It's a saved my life.
I can't even tell you.
Like, if you're a queer person, if you're an immigrant, if you're a queer brown person, like you know you're on a constant fight or flight mode.
We don't get time to talk about our grief.
We don't get time to talk about our anxiety.
And what I've realized is our glorious self that we present to the world the music, the dancing, the creativity - art is our survival.
And art is that.
And it has done that for me.
Hi everyone!
I'm Prabal Gurung And this is how art changed me.
So I was born in Singapore, but primarily I grew up in Nepal and in India.
Nepal is this tiny little country, but it is also filled with wonder, like mysticism and stories that you hear that seems from the other world that almost seems like fables and stories that you read in books, but which was our daily life.
You know, we believe in magic.
We've always believe in magic, a magic of a humanity.
I remember as a kid looking at my mother, getting ready, fascinated by her coming from work, and then all of a sudden sitting in front of a vanity, putting on the makeup.
The way this is a toddler like gold eyes and makeup and hair and everything, and wearing a draping a sari and putting on the jewelry, and then all of a sudden transforming into this beautiful creature.
Right.
So I started emulating her on my own when nobody was around.
I would go to her vanity, sit and think exactly like the way she did, pick up the lipstick, you know, and started putting on the lipstick.
I just remember those tubes little tubes had when you open it, it revealed this beautiful crimson, color that could transform the way I looked.
And when I looked at the mirror, I could now see myself.
I think that was my first exposure to fashion, and it has still remained with me, because I still think fashion getting ready is oftentimes, if you really think about it, and if you allow yourself, it's a ritualistic process.
It is a time when you are by yourself getting ready, and it is really one of the most beautiful ceremonials thing where you're really honoring yourself.
That's I've always felt that way.
My reality at that point was still, like really challenging as an assemblage kid, you know, growing up, not fitting into the narrow definition set by the society of what a boy should look like, a boy should behave.

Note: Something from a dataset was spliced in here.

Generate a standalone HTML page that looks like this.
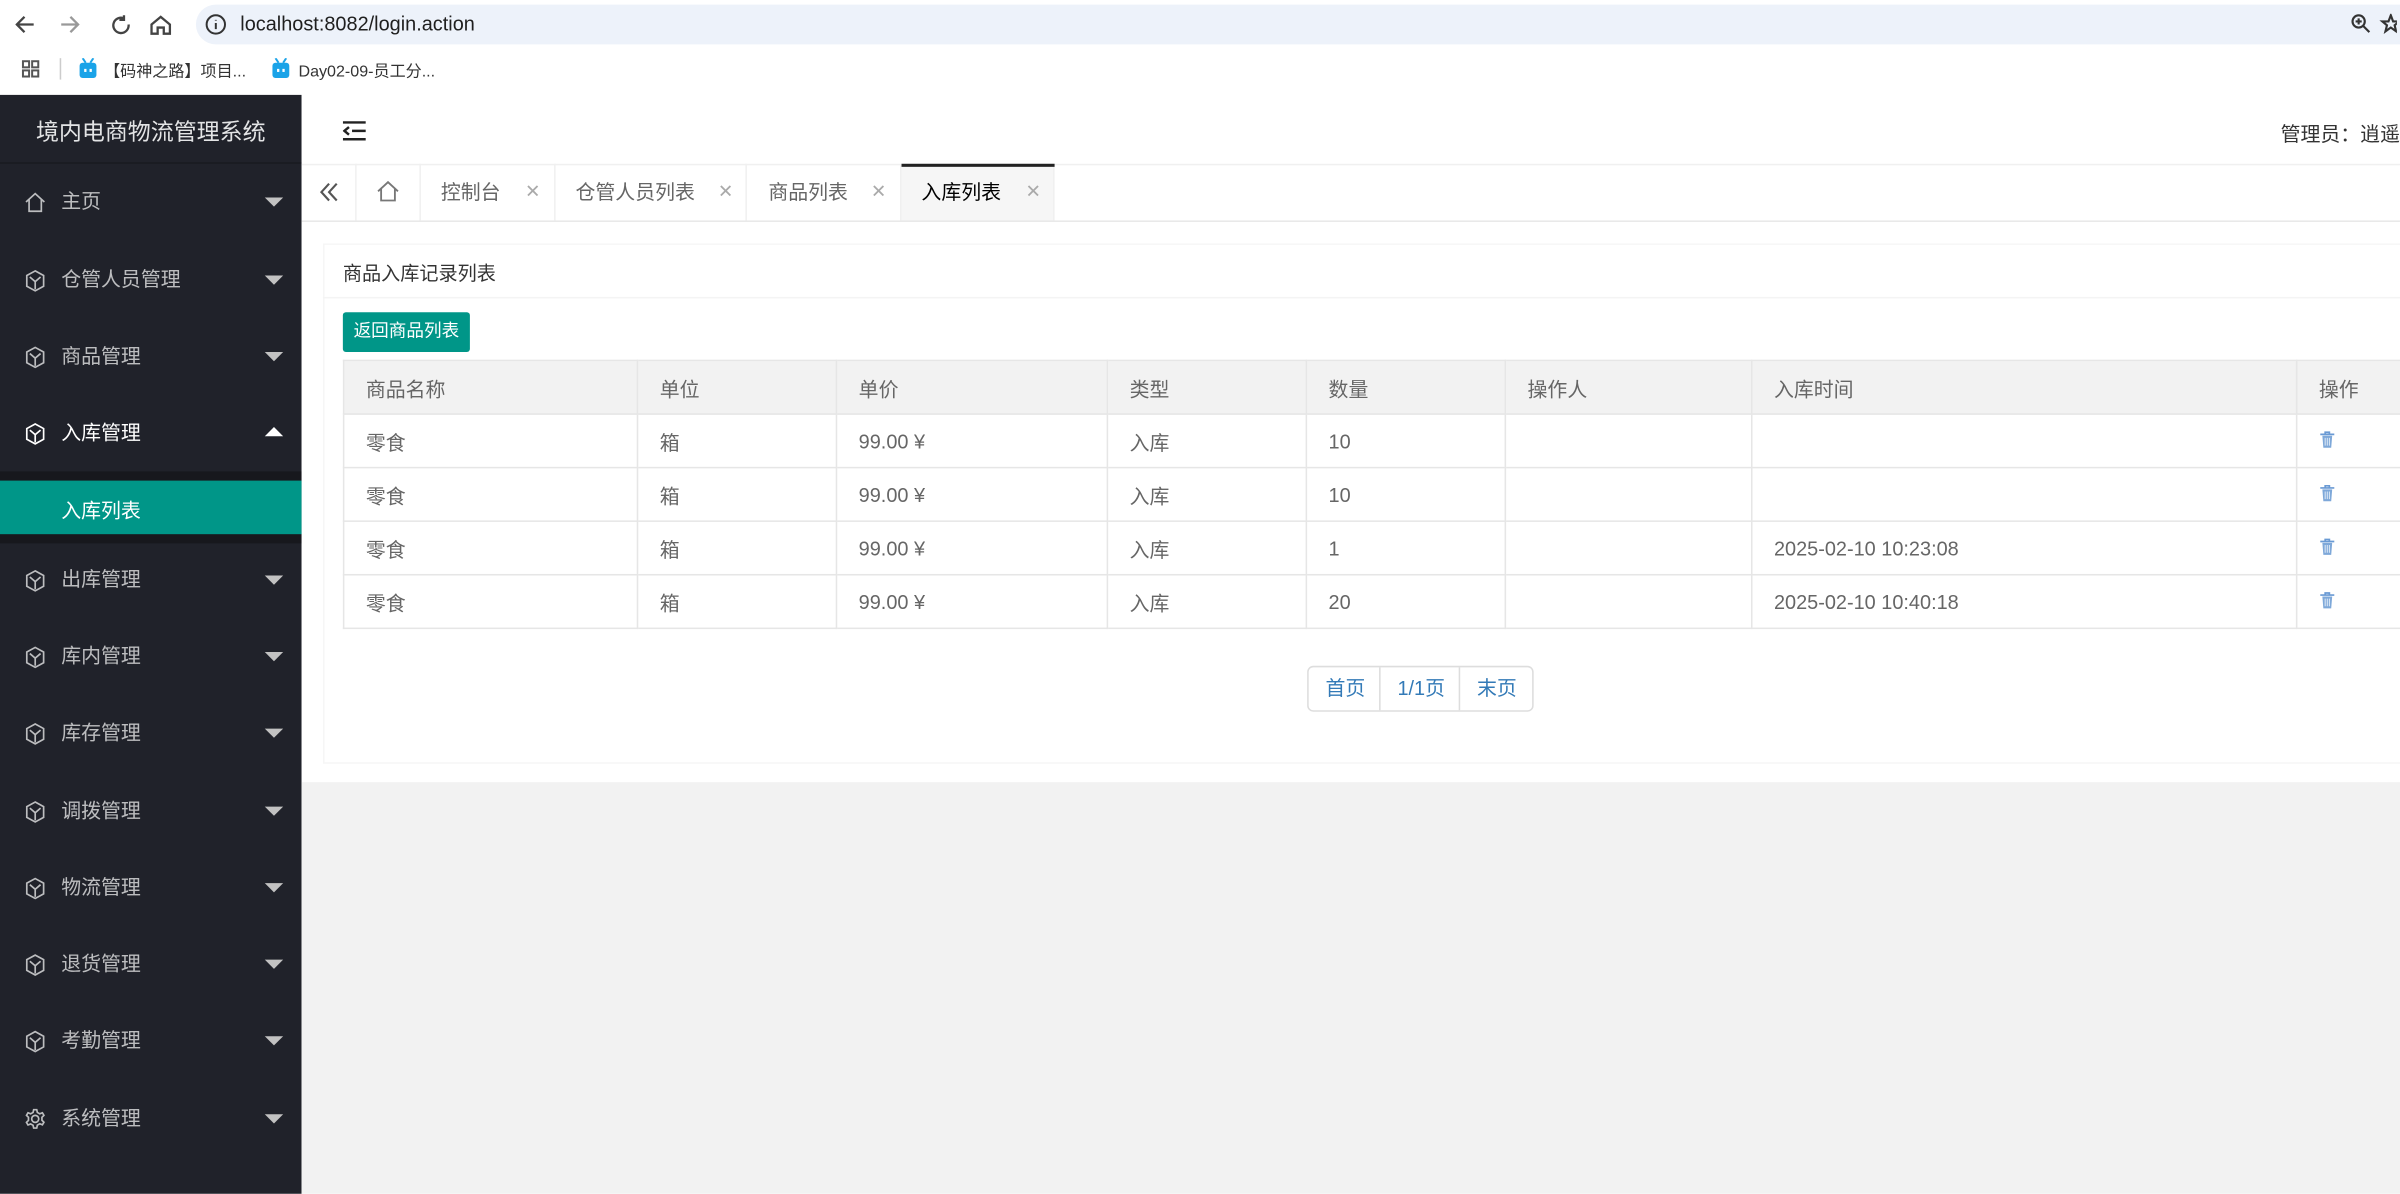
<!DOCTYPE html>
<html><head><meta charset="utf-8"><style>
*{margin:0;padding:0;box-sizing:border-box}
html,body{width:2400px;height:1194px;overflow:hidden;background:#fff}
#w{position:absolute;left:0;top:0;width:1568px;height:780px;transform:scale(1.5306);transform-origin:0 0;font-family:"Liberation Sans","Noto Sans CJK SC",sans-serif;overflow:hidden}
.a{position:absolute}
.side{left:0;top:62px;width:197px;height:718px;background:#20222a}
.mi{position:absolute;left:0;width:197px;height:20px;color:rgba(255,255,255,.7);font-size:13px;line-height:20px}
.mi span{position:absolute;left:40px}
.mi svg{position:absolute;left:16px;top:3px}
.mi i{position:absolute;left:173px;top:7px;width:0;height:0;border-left:6px solid transparent;border-right:6px solid transparent;border-top:6px solid #c2c2c2}
.tab{position:absolute;top:107px;height:37px;border-right:1px solid #f0f0f0;font-size:13px;color:#666;line-height:37px}
.tab b{font-weight:normal;position:absolute;color:#aaa;font-size:12px}
td{border:1px solid #e6e6e6;height:35px;padding:0 14px;font-size:13px;color:#666}
table{border-collapse:collapse;position:absolute;left:224px;top:235px;width:1360px}
tr.h td{background:#f2f2f2}
</style></head><body><div id="w">
<div class="a" style="left:0;top:0;width:1568px;height:31px;background:#fff"></div>
<svg class="a" style="left:10px;top:9px" width="110" height="14" viewBox="0 0 110 14" fill="none" stroke="#444" stroke-width="1.5"><path d="M1 7h11M6 2L1 7l5 5"/><path d="M30 7h11M36 2l5 5-5 5" stroke="#999"/><path d="M71 3a5 5 0 1 0 3 4M71 1v3h-3"/><path d="M89 7l6-5 6 5v6h-4V9h-4v4h-4z"/></svg>
<div class="a" style="left:128px;top:3px;width:1460px;height:26px;border-radius:13px;background:#edf2fa"></div>
<svg class="a" style="left:134px;top:9px" width="14" height="14" viewBox="0 0 14 14" fill="none" stroke="#333" stroke-width="1.3"><circle cx="7" cy="7" r="6"/><path d="M7 6v4M7 4v.5"/></svg>
<div class="a" style="left:157px;top:8px;font-size:13px;color:#1f1f1f">localhost:8082/login.action</div>
<svg class="a" style="left:1536px;top:9px" width="30" height="14" viewBox="0 0 30 14" fill="none" stroke="#333" stroke-width="1.4"><circle cx="5" cy="5" r="4"/><path d="M8 8l4 4M3 5h4M5 3v4"/><path d="M26 1l1.5 4h4l-3 2.5 1 4-3.5-2.5-3.5 2.5 1-4-3-2.5h4z"/></svg>
<svg class="a" style="left:14px;top:39px" width="12" height="12" viewBox="0 0 12 12" fill="none" stroke="#555" stroke-width="1.3"><rect x="1" y="1" width="4" height="4"/><rect x="7" y="1" width="4" height="4"/><rect x="1" y="7" width="4" height="4"/><rect x="7" y="7" width="4" height="4"/></svg>
<div class="a" style="left:39px;top:38px;width:1px;height:14px;background:#ccc"></div>
<svg class="a" style="left:51px;top:38px" width="13" height="14" viewBox="0 0 13 14"><rect x="1" y="3" width="11" height="10" rx="2" fill="#1aa3e8"/><path d="M3 0l2 3M10 0L8 3" stroke="#1aa3e8" stroke-width="1.3"/><rect x="4" y="7" width="1.5" height="2" fill="#fff"/><rect x="7.5" y="7" width="1.5" height="2" fill="#fff"/></svg>
<div class="a" style="left:68px;top:39px;font-size:10.5px;color:#333">【码神之路】项目...</div>
<svg class="a" style="left:177px;top:38px" width="13" height="14" viewBox="0 0 13 14"><rect x="1" y="3" width="11" height="10" rx="2" fill="#1aa3e8"/><path d="M3 0l2 3M10 0L8 3" stroke="#1aa3e8" stroke-width="1.3"/><rect x="4" y="7" width="1.5" height="2" fill="#fff"/><rect x="7.5" y="7" width="1.5" height="2" fill="#fff"/></svg>
<div class="a" style="left:195px;top:39px;font-size:10.5px;color:#333">Day02-09-员工分...</div>
<div class="a side"></div>
<div class="a" style="left:0;top:106px;width:197px;height:1px;background:#191a20"></div>
<div class="a" style="left:0;top:75px;width:197px;text-align:center;color:#fff;font-size:15px;opacity:.88">境内电商物流管理系统</div>
<div class="a" style="left:0;top:308px;width:197px;height:47px;background:#17181d"></div>
<div class="a" style="left:0;top:314px;width:197px;height:35px;background:#009688"></div>
<div class="a" style="left:40px;top:323px;color:#fff;font-size:13px">入库列表</div>
<div id="menu"></div>
<svg class="a" style="left:224px;top:79px" width="15" height="13" viewBox="0 0 15 13" fill="none" stroke="#222" stroke-width="1.6"><path d="M0 1h15M6 6.5h9M0 12h15M4 4L1 6.5 4 9"/></svg>
<div class="a" style="left:1490px;top:77px;font-size:13px;color:#333;white-space:nowrap">管理员：逍遥游</div>
<div class="a" style="left:197px;top:107px;width:1371px;height:1px;background:#f0f0f0"></div>
<div class="tab" style="left:197px;width:36px"><svg class="a" style="left:11px;top:12px" width="14" height="13" viewBox="0 0 14 13" fill="none" stroke="#555" stroke-width="1.4"><path d="M7 1L2 6.5 7 12M12 1L7 6.5 12 12"/></svg></div>
<div class="tab" style="left:233px;width:42px"><svg class="a" style="left:13px;top:11px" width="15" height="14" viewBox="0 0 15 14" fill="none" stroke="#777" stroke-width="1.2"><path d="M1 7L7.5 1 14 7M3 5.5V13h9V5.5"/></svg></div>
<div class="tab" style="left:275px;width:88px"><span class="a" style="left:13px">控制台</span><b style="left:68px">✕</b></div>
<div class="tab" style="left:363px;width:125px"><span class="a" style="left:13px">仓管人员列表</span><b style="left:106px">✕</b></div>
<div class="tab" style="left:488px;width:101px"><span class="a" style="left:14px">商品列表</span><b style="left:81px">✕</b></div>
<div class="tab" style="left:589px;width:100px;background:#f6f6f6;color:#000"><div class="a" style="left:0;top:0;width:100px;height:2px;background:#222"></div><span class="a" style="left:13px">入库列表</span><b style="left:81px">✕</b></div>
<div class="a" style="left:197px;top:144px;width:1371px;height:1px;background:#e8e8e8"></div>
<div class="a" style="left:197px;top:511px;width:1371px;height:269px;background:#f2f2f2"></div>
<div class="a" style="left:211px;top:159px;width:1370px;height:340px;border:1px solid #f6f6f6"></div>
<div class="a" style="left:211px;top:194px;width:1370px;height:1px;background:#f4f4f4"></div>
<div class="a" style="left:224px;top:168px;font-size:12.5px;color:#333">商品入库记录列表</div>
<div class="a" style="left:224px;top:204px;width:83px;height:26px;background:#009688;border-radius:2px;color:#fff;font-size:11.5px;line-height:26px;text-align:center">返回商品列表</div>
<table>
<colgroup><col style="width:192px"><col style="width:130px"><col style="width:177px"><col style="width:130px"><col style="width:130px"><col style="width:161px"><col style="width:356px"><col></colgroup>
<tr class="h"><td>商品名称</td><td>单位</td><td>单价</td><td>类型</td><td>数量</td><td>操作人</td><td>入库时间</td><td>操作</td></tr>
<tr><td>零食</td><td>箱</td><td>99.00 ¥</td><td>入库</td><td>10</td><td></td><td></td><td class="t"></td></tr>
<tr><td>零食</td><td>箱</td><td>99.00 ¥</td><td>入库</td><td>10</td><td></td><td></td><td class="t"></td></tr>
<tr><td>零食</td><td>箱</td><td>99.00 ¥</td><td>入库</td><td>1</td><td></td><td>2025-02-10 10:23:08</td><td class="t"></td></tr>
<tr><td>零食</td><td>箱</td><td>99.00 ¥</td><td>入库</td><td>20</td><td></td><td>2025-02-10 10:40:18</td><td class="t"></td></tr>
</table>
<div class="a" style="left:854px;top:435px;width:148px;height:30px;border:1px solid #ddd;border-radius:4px;font-size:13px;color:#337ab7;line-height:28px">
<span class="a" style="left:11px">首页</span><div class="a" style="left:46px;top:0;width:1px;height:28px;background:#ddd"></div>
<span class="a" style="left:58px">1/1页</span><div class="a" style="left:98px;top:0;width:1px;height:28px;background:#ddd"></div>
<span class="a" style="left:110px">末页</span></div>
</div>
<script>
var items=[["主页",132,"h"],["仓管人员管理",183],["商品管理",233],["入库管理",283,"u"],["出库管理",379],["库内管理",429],["库存管理",479],["调拨管理",530],["物流管理",580],["退货管理",630],["考勤管理",680],["系统管理",731,"g"]];
var cube='<svg width="14" height="15" viewBox="0 0 14 15" fill="none" stroke="currentColor" stroke-width="1.1"><path d="M7 1l5.5 3v7L7 14 1.5 11V4z"/><path d="M3.5 5L7 8l3.5-3M7 8v5"/></svg>';
var home='<svg width="14" height="14" viewBox="0 0 14 14" fill="none" stroke="currentColor" stroke-width="1.1"><path d="M1 7L7 1.5 13 7M3 5.5V13h8V5.5"/></svg>';
var gear='<svg width="14" height="14" viewBox="0 0 14 14" fill="none" stroke="currentColor" stroke-width="1.1"><circle cx="7" cy="7" r="2.3"/><path d="M6 1h2l.4 1.8 1.6.9 1.7-.7 1 1.7-1.3 1.3v1.9l1.3 1.3-1 1.7-1.7-.7-1.6.9L8 13H6l-.4-1.8-1.6-.9-1.7.7-1-1.7L2.6 8V6L1.3 4.7l1-1.7 1.7.7 1.6-.9z"/></svg>';
var h='';
items.forEach(function(it){var ic=it[2]=="h"?home:it[2]=="g"?gear:cube;var up=it[2]=="u";
h+='<div class="mi" style="top:'+(it[1]-10)+'px;'+(up?'color:#fff':'')+'">'+ic+'<span>'+it[0]+'</span><i style="'+(up?'border-top:none;border-bottom:6px solid #fff;top:6px':'')+'"></i></div>';});
document.getElementById('menu').innerHTML=h;
var tr='<svg width="11" height="12" viewBox="0 0 12 13"><path d="M1 3h10M4.5 3V1.5h3V3" stroke="#6a9ad4" stroke-width="1.2" fill="none"/><path d="M2.5 4h7l-.7 8.5H3.2z" fill="#7ea8d9"/><path d="M4.5 5.5v5.5M6 5.5v5.5M7.5 5.5v5.5" stroke="#e2ecf7" stroke-width=".7"/></svg>';
document.querySelectorAll('td.t').forEach(function(t){t.innerHTML=tr;});
</script>
</body></html>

Even though I was very sure about who I was, even in my all my feminine glory, that really bothered rest of the world, I realized just to ease the pain of my loved ones.
I wanted to follow the traditional route.
Of what?
Becoming a man.
All right.
But soon then I realized that I was really unhappy.
And I remember going to India and studying there and started being exposed to, as I say, also seeing other Indian designers and thinking to myself, oh, my God, I there could be something here.
There could be.
And then it was my brother in law who mentioned it to me.
Like, you know, we should give fashion a shot.
And I didn't really I was I was like, he's, you know, he's a straight dude.
Like, why would he even think about it?
Then I now he tells me then in my he used to tutor me in mathematics and so all those books were filled with sketches of dresses.
And I turned to my sister and I said to her, you know what?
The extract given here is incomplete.